Le mpOC soutient les mobilisations locales et régionales qui militent contre l’invasion par ces infrastructures dépassées.
Bruxelles, le 6 février 2012
La Belgique est aujourd’hui sous la menace d’une redoutable invasion, celle des mégacentres commerciaux. Ces derniers temps, le centre et le sud du pays ont vu se profiler pas moins de six nouveaux projets pharaoniques :
Projet « Néo » : sur le site du Heysel, le concepteur KCAP voudrait construire 70.000 m² de commerces de détail ainsi que 9.000 m² de commerces alimentaires ainsi que 10.000 places de parkings en sous-sol. Coût total estimé de l’opération : 900 millions d’euros. Ce 2 février 2012, le gouvernement bruxellois vient d’approuver le PRAS (plan régional d’affectation du sol) rendant possible ce projet.
Projet « Uplace » : à Machelen, quasi sous le viaduc de Vilvorde, projet de 192.000 m² (27.000 m² de loisirs, 20.000 m² d’hôtels, 55.000 m² de commerce, 50.000 m² d’espace public, 40.000 m² de bureaux). Vanté comme le plus grand projet immobilier européen privé (coût de 600 millions d’euros) « dans le domaine du retail et de l’entertainment » Uplace prétend installer à Machelen un « centre d’aventure » et « le shopping center le plus grand du Benelux : 80.000 m² » (record actuel : Wijnegem Shopping avec 57.400 m²).
Projet « Just under the sky » : le groupe Mestdagh et son bras immobilier, Equilis, ont acquis un terrain d’environ 5 hectares sur le site des anciennes poêleries Godin, Quai des Usines, le long du canal à Bruxelles-Ville. Ils espèrent y bâtir centre commercial de 50.000 m² assorti de 1.753 places de parking (ouverture espérée en 2014 ?).
Projet « Au fil de l’eau » : à Verviers,City Mall, l’ex-Foruminvest, persiste à tenter d’implanter son projet de centre commercial de 29.000 m² le long de la Vesdre (plus au-dessus, heureusement). 85 enseignes commerciales et 1.180 places de parkings, pour un montant de 200 millions d’Euros. Le permis accordé par la Ville vient d’être cassé par le Conseil d’Etat.

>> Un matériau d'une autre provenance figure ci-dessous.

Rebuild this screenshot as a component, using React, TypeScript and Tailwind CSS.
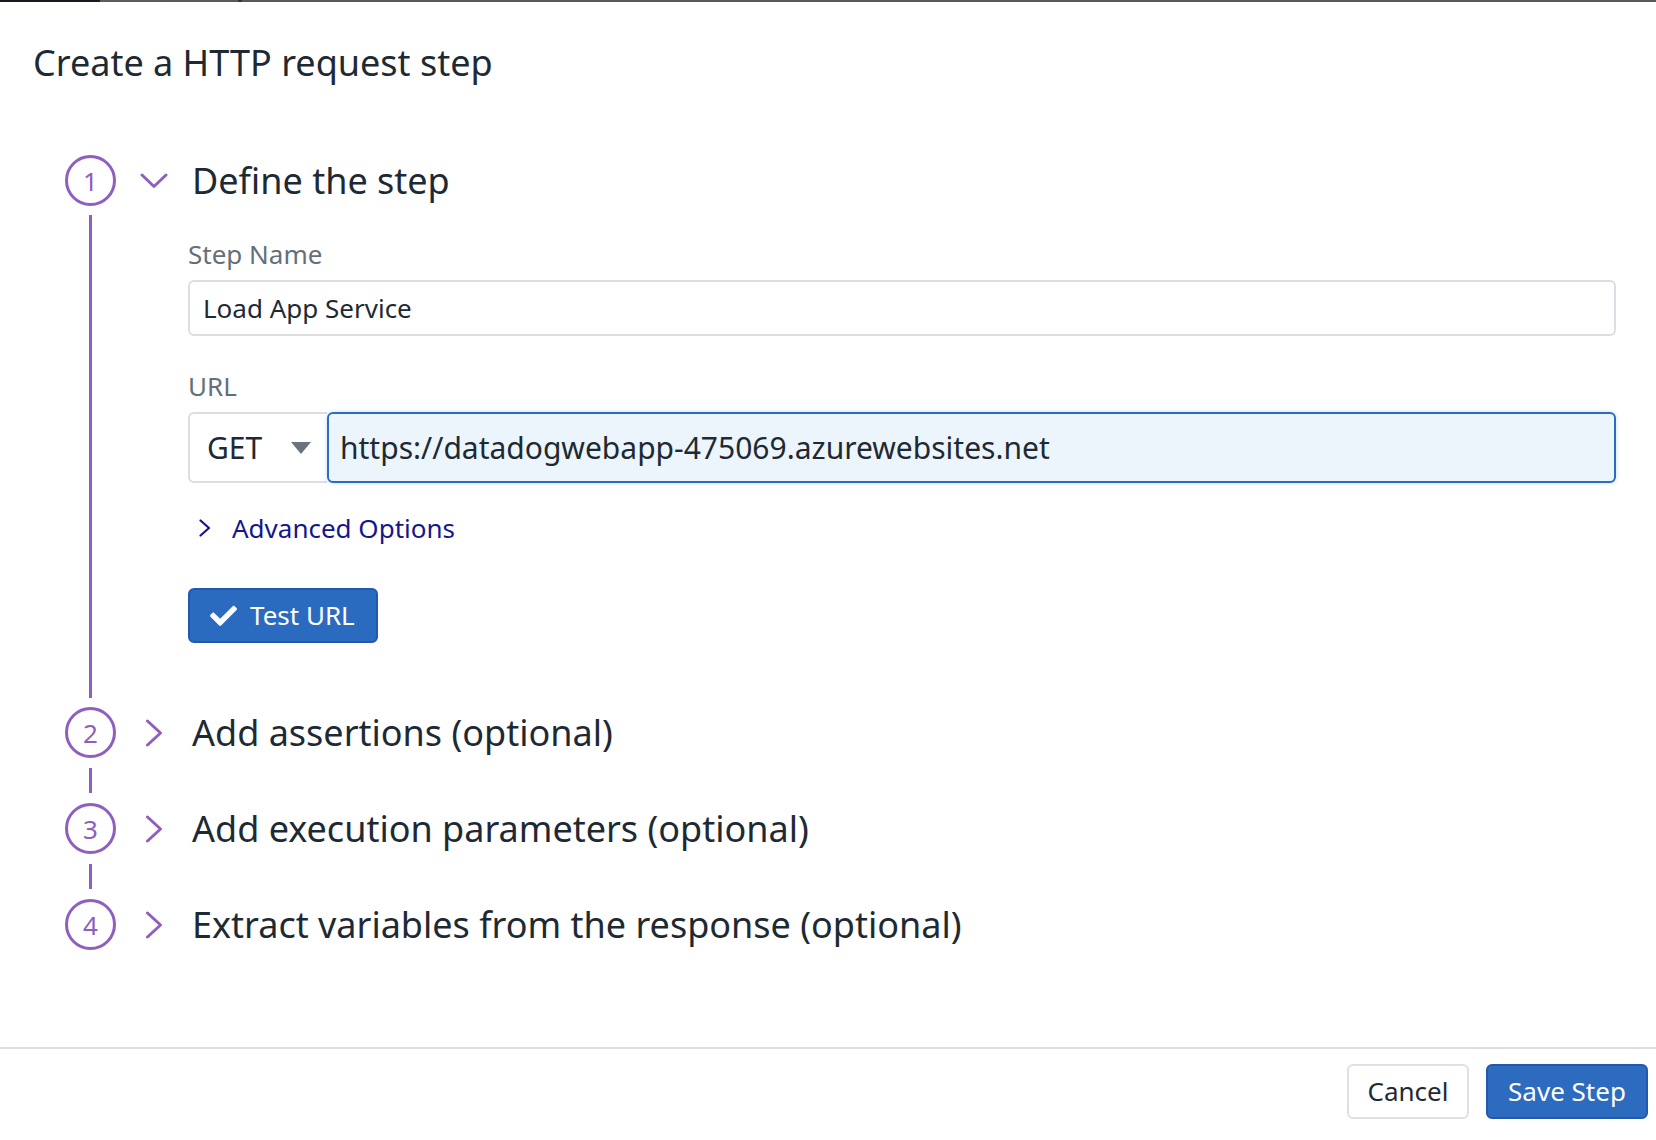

Projet « Côté verre » : encore City Mall (Foruminvest) qui veut s’attaquer cette fois au centre ville de Namur et remplacer le parc Léopold et la gare des bus par un centre commercial urbain de 20.000 m² et 1.000 parkings.
Projet « Diamant » : à Louvain-la-Neuve, la société Wilhelm& Co envisage une extension de son actuelle galerie de 34.000 m², l’Esplanade, par un « bâtiment emblématique » de 20.000 à 25.000 m² de surfaces louables. Le coût de ce projet d’extension est estimé à 100 millions d’euros.
Le Mouvement politique des objecteurs de croissance considère que de tels projets vont à l’exact opposé de ce qu’il conviendrait de faire en ce début de XXIème siècle.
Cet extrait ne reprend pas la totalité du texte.